**Source material**
++++++++

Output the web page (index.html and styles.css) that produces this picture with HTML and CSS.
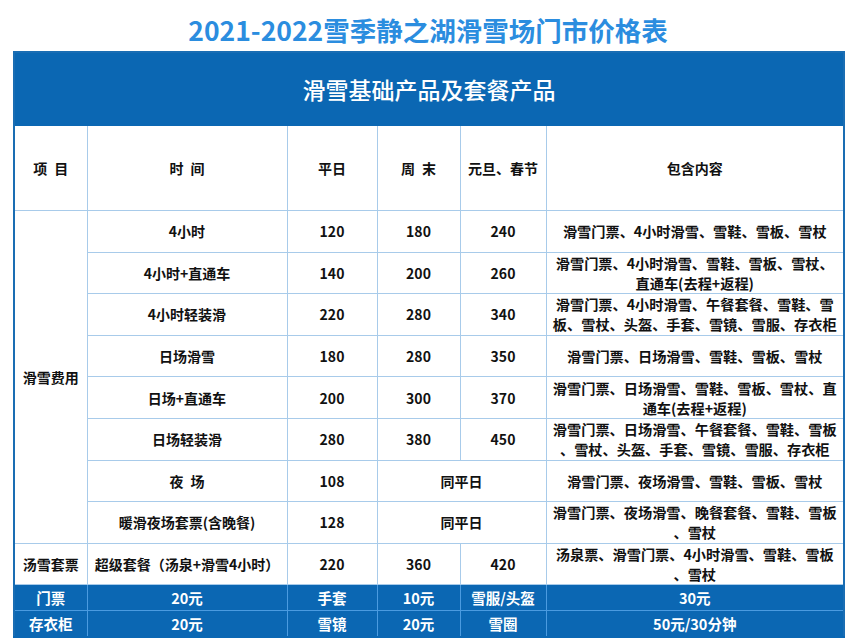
FILE: index.html
```html
<!DOCTYPE html>
<html lang="zh-CN">
<head>
<meta charset="utf-8">
<link rel="stylesheet" href="styles.css">
</head>
<body>
<div class="page">
  <h1 class="title">2021-2022雪季静之湖滑雪场门市价格表</h1>
  <table class="price">
    <colgroup>
      <col class="c1"><col class="c2"><col class="c3"><col class="c4"><col class="c5"><col class="c6">
    </colgroup>
    <thead>
      <tr class="band"><th colspan="6" class="edge">滑雪基础产品及套餐产品</th></tr>
      <tr class="head">
        <th class="edge">项&ensp;目</th><th>时&ensp;间</th><th>平日</th><th>周&ensp;末</th><th>元旦、春节</th><th>包含内容</th>
      </tr>
    </thead>
    <tbody>
      <tr class="row">
        <td rowspan="8" class="cat edge">滑雪费用</td>
        <td>4小时</td><td>120</td><td>180</td><td>240</td>
        <td class="desc">滑雪门票、4小时滑雪、雪鞋、雪板、雪杖</td>
      </tr>
      <tr class="row">
        <td>4小时+直通车</td><td>140</td><td>200</td><td>260</td>
        <td class="desc">滑雪门票、4小时滑雪、雪鞋、雪板、雪杖、<br>直通车(去程+返程)</td>
      </tr>
      <tr class="row">
        <td>4小时轻装滑</td><td>220</td><td>280</td><td>340</td>
        <td class="desc">滑雪门票、4小时滑雪、午餐套餐、雪鞋、雪<br>板、雪杖、头盔、手套、雪镜、雪服、存衣柜</td>
      </tr>
      <tr class="row">
        <td>日场滑雪</td><td>180</td><td>280</td><td>350</td>
        <td class="desc">滑雪门票、日场滑雪、雪鞋、雪板、雪杖</td>
      </tr>
      <tr class="row">
        <td>日场+直通车</td><td>200</td><td>300</td><td>370</td>
        <td class="desc">滑雪门票、日场滑雪、雪鞋、雪板、雪杖、直<br>通车(去程+返程)</td>
      </tr>
      <tr class="row">
        <td>日场轻装滑</td><td>280</td><td>380</td><td>450</td>
        <td class="desc">滑雪门票、日场滑雪、午餐套餐、雪鞋、雪板<br>、雪杖、头盔、手套、雪镜、雪服、存衣柜</td>
      </tr>
      <tr class="row">
        <td>夜&ensp;场</td><td>108</td><td colspan="2">同平日</td>
        <td class="desc">滑雪门票、夜场滑雪、雪鞋、雪板、雪杖</td>
      </tr>
      <tr class="row">
        <td>暖滑夜场套票(含晚餐)</td><td>128</td><td colspan="2">同平日</td>
        <td class="desc">滑雪门票、夜场滑雪、晚餐套餐、雪鞋、雪板<br>、雪杖</td>
      </tr>
      <tr class="row">
        <td class="cat edge">汤雪套票</td>
        <td>超级套餐（汤泉+滑雪4小时）</td><td>220</td><td>360</td><td>420</td>
        <td class="desc">汤泉票、滑雪门票、4小时滑雪、雪鞋、雪板<br>、雪杖</td>
      </tr>
    </tbody>
    <tfoot>
      <tr class="foot">
        <td class="edge">门票</td><td>20元</td><td>手套</td><td>10元</td><td>雪服/头盔</td><td>30元</td>
      </tr>
      <tr class="foot">
        <td class="edge">存衣柜</td><td>20元</td><td>雪镜</td><td>20元</td><td>雪圈</td><td>50元/30分钟</td>
      </tr>
    </tfoot>
  </table>
</div>
</body>
</html>
```

FILE: styles.css
```css
html, body {
  margin: 0;
  padding: 0;
  background: #ffffff;
}

body {
  font-family: "Noto Sans CJK SC", sans-serif;
  color: #111111;
}

.page {
  width: 830px;
  margin: 0 0 0 13px;
}

.title {
  margin: 0;
  height: 51px;
  padding-top: 8px;
  box-sizing: border-box;
  line-height: 43px;
  text-align: center;
  font-family: "Noto Sans CJK SC", sans-serif;
  font-weight: 700;
  font-size: 26.5px;
  color: #2b8ddf;
}

.price {
  width: 830px;
  border-collapse: collapse;
  table-layout: fixed;
  border: 2px solid #1a6db3;
}

.c1 { width: 73px; }
.c2 { width: 200px; }
.c3 { width: 90px; }
.c4 { width: 83px; }
.c5 { width: 86px; }
.c6 { width: 298px; }

.price th,
.price td {
  border: 1px solid #a8cbea;
  text-align: center;
  vertical-align: middle;
  padding: 0;
  font-size: 14px;
  font-weight: 700;
  font-family: "Noto Sans CJK SC", sans-serif;
  line-height: 20px;
  white-space: nowrap;
}

.band th {
  height: 72px;
  background: #0b67b3;
  color: #ffffff;
  font-size: 23px;
  font-weight: 500;
  border: 1px solid #0b67b3;
}

.head th {
  height: 84px;
}

.row td {
  height: 40.6px;
}

.price .desc {
  font-size: 14.2px;
}

.foot td {
  height: 25px;
  background: #0b67b3;
  color: #ffffff;
  border: 1px solid #4b9be0;
  font-size: 14.5px;
}

.price .edge {
  border-left: 2px solid #1a6db3;
}

.price tr > *:last-child {
  border-right: 2px solid #1a6db3;
}

.price .foot:last-child td {
  border-bottom: 2px solid #0b67b3;
}
```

++++++++

**Task description**
Pictures are to be left out; repeat all the remaining data exactly.

**Response for this exercise**
Output the web page (index.html and styles.css) that produces this picture with HTML and CSS.
FILE: index.html
```html
<!DOCTYPE html>
<html lang="zh-CN">
<head>
<meta charset="utf-8">
<link rel="stylesheet" href="styles.css">
</head>
<body>
<div class="page">
  <h1 class="title">2021-2022雪季静之湖滑雪场门市价格表</h1>
  <table class="price">
    <colgroup>
      <col class="c1"><col class="c2"><col class="c3"><col class="c4"><col class="c5"><col class="c6">
    </colgroup>
    <thead>
      <tr class="band"><th colspan="6" class="edge">滑雪基础产品及套餐产品</th></tr>
      <tr class="head">
        <th class="edge">项&ensp;目</th><th>时&ensp;间</th><th>平日</th><th>周&ensp;末</th><th>元旦、春节</th><th>包含内容</th>
      </tr>
    </thead>
    <tbody>
      <tr class="row">
        <td rowspan="8" class="cat edge">滑雪费用</td>
        <td>4小时</td><td>120</td><td>180</td><td>240</td>
        <td class="desc">滑雪门票、4小时滑雪、雪鞋、雪板、雪杖</td>
      </tr>
      <tr class="row">
        <td>4小时+直通车</td><td>140</td><td>200</td><td>260</td>
        <td class="desc">滑雪门票、4小时滑雪、雪鞋、雪板、雪杖、<br>直通车(去程+返程)</td>
      </tr>
      <tr class="row">
        <td>4小时轻装滑</td><td>220</td><td>280</td><td>340</td>
        <td class="desc">滑雪门票、4小时滑雪、午餐套餐、雪鞋、雪<br>板、雪杖、头盔、手套、雪镜、雪服、存衣柜</td>
      </tr>
      <tr class="row">
        <td>日场滑雪</td><td>180</td><td>280</td><td>350</td>
        <td class="desc">滑雪门票、日场滑雪、雪鞋、雪板、雪杖</td>
      </tr>
      <tr class="row">
        <td>日场+直通车</td><td>200</td><td>300</td><td>370</td>
        <td class="desc">滑雪门票、日场滑雪、雪鞋、雪板、雪杖、直<br>通车(去程+返程)</td>
      </tr>
      <tr class="row">
        <td>日场轻装滑</td><td>280</td><td>380</td><td>450</td>
        <td class="desc">滑雪门票、日场滑雪、午餐套餐、雪鞋、雪板<br>、雪杖、头盔、手套、雪镜、雪服、存衣柜</td>
      </tr>
      <tr class="row">
        <td>夜&ensp;场</td><td>108</td><td colspan="2">同平日</td>
        <td class="desc">滑雪门票、夜场滑雪、雪鞋、雪板、雪杖</td>
      </tr>
      <tr class="row">
        <td>暖滑夜场套票(含晚餐)</td><td>128</td><td colspan="2">同平日</td>
        <td class="desc">滑雪门票、夜场滑雪、晚餐套餐、雪鞋、雪板<br>、雪杖</td>
      </tr>
      <tr class="row">
        <td class="cat edge">汤雪套票</td>
        <td>超级套餐（汤泉+滑雪4小时）</td><td>220</td><td>360</td><td>420</td>
        <td class="desc">汤泉票、滑雪门票、4小时滑雪、雪鞋、雪板<br>、雪杖</td>
      </tr>
    </tbody>
    <tfoot>
      <tr class="foot">
        <td class="edge">门票</td><td>20元</td><td>手套</td><td>10元</td><td>雪服/头盔</td><td>30元</td>
      </tr>
      <tr class="foot">
        <td class="edge">存衣柜</td><td>20元</td><td>雪镜</td><td>20元</td><td>雪圈</td><td>50元/30分钟</td>
      </tr>
    </tfoot>
  </table>
</div>
</body>
</html>
```

FILE: styles.css
```css
html, body {
  margin: 0;
  padding: 0;
  background: #ffffff;
}

body {
  font-family: "Noto Sans CJK SC", sans-serif;
  color: #111111;
}

.page {
  width: 830px;
  margin: 0 0 0 13px;
}

.title {
  margin: 0;
  height: 51px;
  padding-top: 8px;
  box-sizing: border-box;
  line-height: 43px;
  text-align: center;
  font-family: "Noto Sans CJK SC", sans-serif;
  font-weight: 700;
  font-size: 26.5px;
  color: #2b8ddf;
}

.price {
  width: 830px;
  border-collapse: collapse;
  table-layout: fixed;
  border: 2px solid #1a6db3;
}

.c1 { width: 73px; }
.c2 { width: 200px; }
.c3 { width: 90px; }
.c4 { width: 83px; }
.c5 { width: 86px; }
.c6 { width: 298px; }

.price th,
.price td {
  border: 1px solid #a8cbea;
  text-align: center;
  vertical-align: middle;
  padding: 0;
  font-size: 14px;
  font-weight: 700;
  font-family: "Noto Sans CJK SC", sans-serif;
  line-height: 20px;
  white-space: nowrap;
}

.band th {
  height: 72px;
  background: #0b67b3;
  color: #ffffff;
  font-size: 23px;
  font-weight: 500;
  border: 1px solid #0b67b3;
}

.head th {
  height: 84px;
}

.row td {
  height: 40.6px;
}

.price .desc {
  font-size: 14.2px;
}

.foot td {
  height: 25px;
  background: #0b67b3;
  color: #ffffff;
  border: 1px solid #4b9be0;
  font-size: 14.5px;
}

.price .edge {
  border-left: 2px solid #1a6db3;
}

.price tr > *:last-child {
  border-right: 2px solid #1a6db3;
}

.price .foot:last-child td {
  border-bottom: 2px solid #0b67b3;
}
```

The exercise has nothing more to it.